Arrume todos seus equipamentos cognitivos, esteja presente, poste-se numa posição de observação privilegiada e siga o instante.

Veja que a saturação dele estava um pouco baixa, que a frequência estava aumentada, que a pressão estava alta. Ainda não havia monitorização cardíaca, mas um membro da equipe estava indo em busca, e o outro havia tido a ideia de aspirar a traquéia, pois era sabido que se tratava de um senhor com muita secretividade e dificuldade de expeli-la. Estávamos pensando em infarto, mas tudo não passava de uma rolha de secreção. Ambas as hipóteses contemplavam a tétrade sudorese profusa, saturação baixa, freqüência aumentada, pressão alta. Mas, enquanto nos preparávamos para o pior, a aspiração traqueal mostrou-se suficiente. Se tivéssemos desesperado a equipe, impedido o movimento de cada um na sua órbita, conforme o impulso profissional individual, tentando submeter ao máximo todas as variáveis à nossa soberania, teríamos começado a dar anti-agregantes plaquetários a um paciente que estava se sufocando. 
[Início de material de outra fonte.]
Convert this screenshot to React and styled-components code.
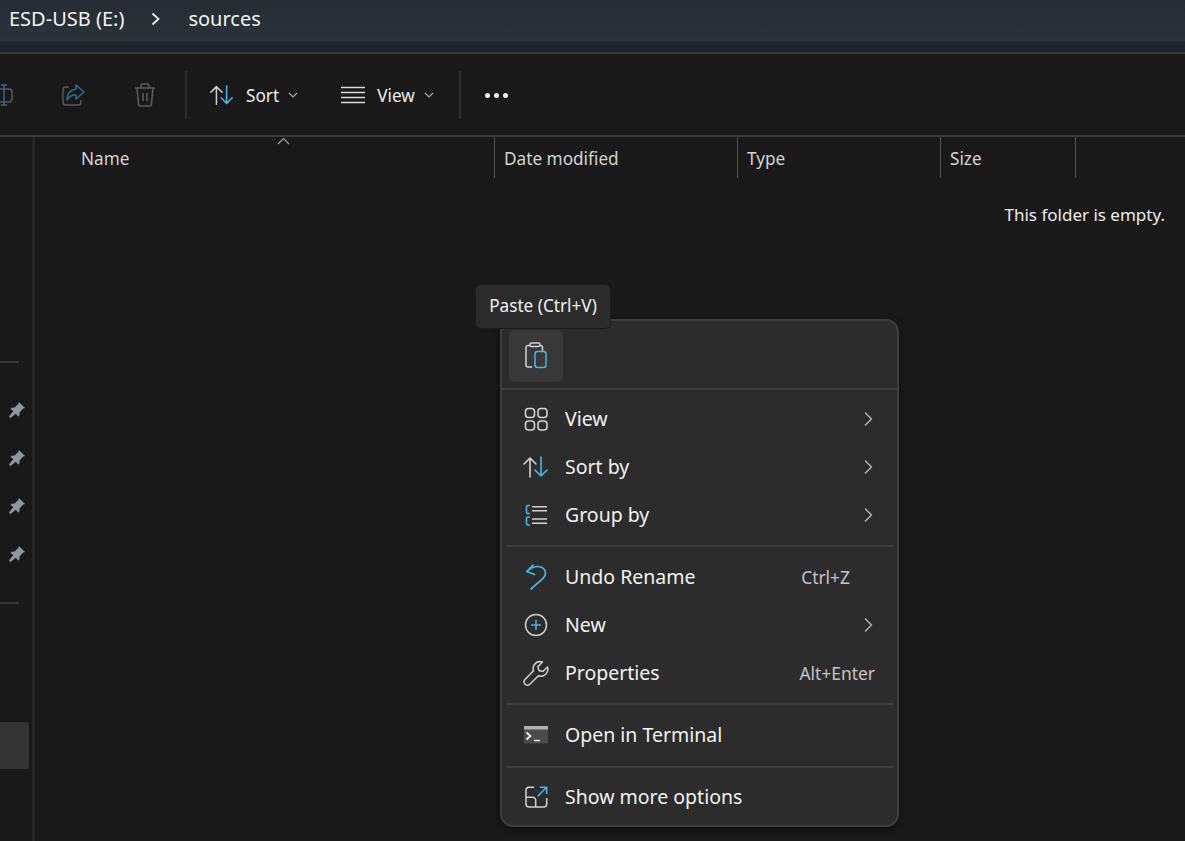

Arrume todos seus equipamentos cognitivos, esteja presente, poste-se numa posição de observação privilegiada e siga o instante. Você não conseguirá enxergar nada se não souber para onde olhar. Não irá chegar em lugar nenhum se não souber para onde está indo. O tempo é cheio de oportunidades de ouro, é preciso calma para captá-las.